Рене Груссе, возможно, наиболее полно собравший в своем труде доступный ему материал, тем не менее избегал оценок. Для него Чингис-хан – «наиболее великий и наиболее знаменитый завоеватель Востока», человек, который «в рамках своего образа жизни… проявил врожденный вкус к порядку и хорошему управлению» [Груссе, с. 4, 311]. «Убийства забываются… а поддержка дисциплины чингисханидами и уйгурская канцелярия остались. Эта работа после первоначальных разрушений оказалась в конечном итоге полезной для цивилизации… Объединив все тюрко-монгольские народы в единую империю, установив железную дисциплину от Пекина до Каспийского моря, Чингис-хан подавил вечную войну одних племен с другими и дал невиданную ранее безопасность караванам» [Груссе, с. 316].

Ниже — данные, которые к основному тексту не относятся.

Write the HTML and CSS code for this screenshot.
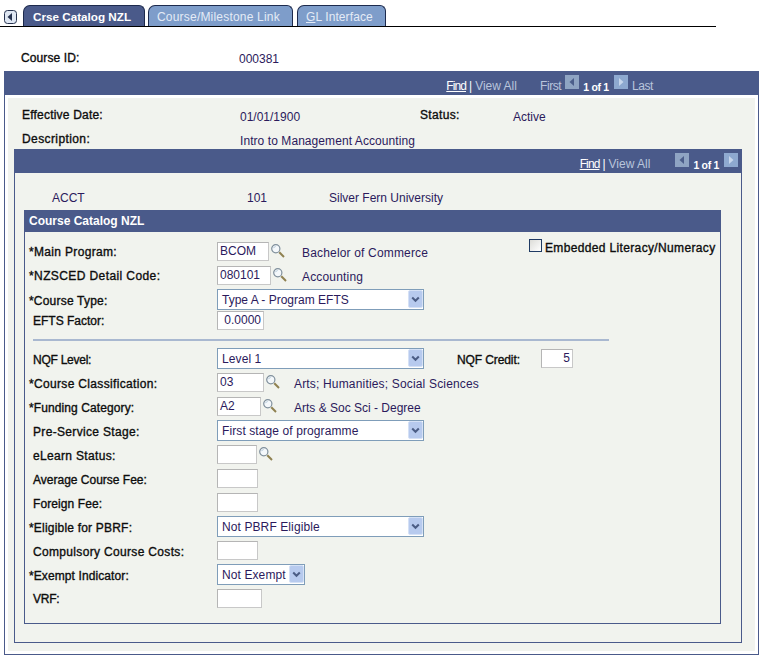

П. Рачневский полагает споры о том, «были ли деяния Чингис-хана прогрессивными или негативными», бессмысленными, ибо не он первый «выпустил на волю экспансионистский натиск кочевников», «не он выдумал идею универсальной монархии». Он оказался только «удачливой экспонентой» этих сил, «завоевания Чингис-хана не были ни первыми, ни последними попытками кочевников Центральной Азии установления господства над культурными народами» [Рачневский, с. 184].

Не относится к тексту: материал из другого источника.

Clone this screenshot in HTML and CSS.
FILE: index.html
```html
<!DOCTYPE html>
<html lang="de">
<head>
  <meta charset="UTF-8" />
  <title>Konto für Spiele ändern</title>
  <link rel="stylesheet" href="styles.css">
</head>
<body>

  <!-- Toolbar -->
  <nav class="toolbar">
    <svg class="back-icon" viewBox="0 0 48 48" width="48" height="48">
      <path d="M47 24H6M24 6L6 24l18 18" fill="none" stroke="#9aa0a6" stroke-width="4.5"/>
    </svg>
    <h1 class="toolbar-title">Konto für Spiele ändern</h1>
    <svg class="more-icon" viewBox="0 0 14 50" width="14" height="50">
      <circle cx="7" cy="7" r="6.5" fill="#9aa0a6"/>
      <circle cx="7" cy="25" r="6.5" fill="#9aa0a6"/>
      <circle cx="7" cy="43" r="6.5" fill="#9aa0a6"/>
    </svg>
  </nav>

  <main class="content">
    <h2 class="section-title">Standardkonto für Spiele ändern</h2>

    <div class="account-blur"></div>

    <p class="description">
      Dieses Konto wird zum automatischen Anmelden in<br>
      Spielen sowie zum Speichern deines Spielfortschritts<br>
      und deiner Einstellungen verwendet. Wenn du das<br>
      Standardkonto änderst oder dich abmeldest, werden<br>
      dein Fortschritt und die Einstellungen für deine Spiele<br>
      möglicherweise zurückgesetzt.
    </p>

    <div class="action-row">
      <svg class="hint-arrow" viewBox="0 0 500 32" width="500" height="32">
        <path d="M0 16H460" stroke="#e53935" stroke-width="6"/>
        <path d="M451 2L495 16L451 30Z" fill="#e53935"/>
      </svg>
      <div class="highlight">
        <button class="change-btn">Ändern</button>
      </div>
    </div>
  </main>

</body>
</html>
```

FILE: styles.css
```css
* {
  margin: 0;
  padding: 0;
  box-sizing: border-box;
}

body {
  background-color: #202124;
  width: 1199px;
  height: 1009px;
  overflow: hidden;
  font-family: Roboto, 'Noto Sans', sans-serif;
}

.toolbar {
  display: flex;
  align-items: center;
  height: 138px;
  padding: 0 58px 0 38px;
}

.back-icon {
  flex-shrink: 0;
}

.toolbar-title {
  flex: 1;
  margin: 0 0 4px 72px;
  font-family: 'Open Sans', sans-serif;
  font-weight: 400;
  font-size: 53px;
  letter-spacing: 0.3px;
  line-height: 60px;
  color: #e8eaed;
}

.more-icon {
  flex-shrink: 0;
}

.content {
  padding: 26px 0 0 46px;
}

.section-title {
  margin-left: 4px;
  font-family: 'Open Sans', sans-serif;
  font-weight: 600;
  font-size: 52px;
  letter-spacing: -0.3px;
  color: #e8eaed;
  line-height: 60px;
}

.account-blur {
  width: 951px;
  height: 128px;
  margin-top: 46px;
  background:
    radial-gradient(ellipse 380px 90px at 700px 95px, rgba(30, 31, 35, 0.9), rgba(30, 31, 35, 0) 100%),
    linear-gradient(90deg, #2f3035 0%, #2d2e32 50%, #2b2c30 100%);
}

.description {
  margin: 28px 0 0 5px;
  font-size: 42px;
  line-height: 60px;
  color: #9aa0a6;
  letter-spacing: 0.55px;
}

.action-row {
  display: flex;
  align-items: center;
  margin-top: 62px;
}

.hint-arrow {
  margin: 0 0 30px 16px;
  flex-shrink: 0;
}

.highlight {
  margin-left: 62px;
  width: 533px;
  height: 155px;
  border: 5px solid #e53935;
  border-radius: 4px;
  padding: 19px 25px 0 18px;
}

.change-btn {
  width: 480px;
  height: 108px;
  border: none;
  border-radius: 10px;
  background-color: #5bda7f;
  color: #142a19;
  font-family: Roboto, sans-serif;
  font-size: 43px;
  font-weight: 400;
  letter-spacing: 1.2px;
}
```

Мы привели лишь немногие из множества оценок, которыми пестрит значительная по объему литература о Чингисхане. Стоит остановить внимание читателя на двух моментах, и прежде всего на якобы «врожденной» экспансии кочевников. Это серьезный довод, подтверждение которому видят в самом способе кочевого производства, в экономической необходимости – отсутствие нормальной торговли толкает кочевников на обмен силой, на ограбление оседлых соседей; в более повышенной «воинственности» кочевников, вызванной их образом жизни. В этом вопросе в науке пока нет полной ясности, однако, окинув взором путь, пройденный человечеством, нельзя утверждать, что кочевники были всегда более жестокими и неумолимыми завоевателями, чем оседлые народы. Если обратиться, например, к взаимоотношениям оседлых цивилизаций современного Китая с кочевниками Центральной Азии, то можно обнаружить, что китайцы постепенно поджимали кочевников, оттесняли их в глубины Азии, медленно, но неуклонно продвигая свои границы и сферу распространения своего этноса к северу. Совсем не случайно современные историки видят положительным в действиях Чингис-хана то, что он нанес удар «по захватнической политике китайских императоров и чиновников, постоянно стремившихся к угнетению кочевых народов, в том числе монголов» [Чулууны Далай, с. 3].
И наконец, еще об одном, очень важном. Р. Груссе неправ в том, что убийства забываются. Пирамиды из черепов не забываются. Человечество запомнило Чингис-хана не как правителя, обеспечивавшего достаточно надежную торговлю между Востоком и Западом (кстати, этот тезис наука не подтвердила конкретными исследованиями), а прежде всего как кровавого завоевателя. Какой бы ни была Геростратова слава, Геростраты, к сожалению, не остаются в проигрыше, их помнят. Человечеству не безразлично, какой ценой оно оплатило пути из Азии в Европу и обратно, проложенные монголами. И у историка всегда есть право на то, чтобы сказать: «А что, если бы…» Если бы Монголию объединил не Темучжин, а Чжамуха, Ван-хан, Таян-хан или кто-либо еще из «природных монгольских ханов»? Завершилось бы это объединение такой же внешней экспансией или нет? Была ли одержимость Чингис-хана, его ненасытность как завоевателя велением эпохи или свойством его характера? Пусть даже некоторые черты характера Чингис-хана отражали особенности того общества, в котором он жил, мера его собственной жестокости была исключительно его личным свойством. И будь на его месте другой, меньше было бы пролито крови, и человечество меньше бы заплатило за те «блага», которые связываются с именем завоевателя. Нет, не может человечество не задумываться о цене тех или иных исторических событий, поэтому оно так или иначе всегда представляло и сейчас представляет счет всем Чингис-ханам, какие бы цели они перед собой ни ставили.
А Чингис-хан и не искал себе оправданий. А. Борщагов-ский, написавший послесловие к одному из изданий книги И. Калашникова «Жестокий век», вслед за покойным монгольским академиком Ринченом, с которым он имел беседу о Чингис-хане, полагает, что Чингис-хану «открылась страшная тщета собственной жизни, его бессилие победить смерть, перед которой он еще более жалок, чем покорный судьбе нищий пастух». Он предполагает, что разрушенными оказались не только владения сопредельных народов, но и прежде всего личность самого Чингис-хана [Калашников, с. 764–767]. «Нравственная казнь», которую А. Борщаговский приписывает Чингис-хану и которую, кстати, трудно обнаружить и в романе И. Калашникова, и в сентенции Ринчена, за которыми следует А. Борщаговский, – антиисторическая выдумка, которая не находит ни малейшего подтверждения во всем том, что мы знаем о Чингис-хане. У Чингис-хана не было и тени раскаяния в содеянном, он был тверд в том, к чему, как он верил, его призвало Небо, и был последователен в своих действиях до последнего своего часа.
Однако нельзя, как это сделал В. Чивилихин, полагать Темучжина – Чингис-хана «человеком без морали» [Чивилихин, с. 175]. Он руководствовался моралью своего общества, моралью «природных ханов», к числу которых принадлежал. И среди этих принципов имелись и такие (например, верность долгу), которые не вызовут осуждения и сейчас.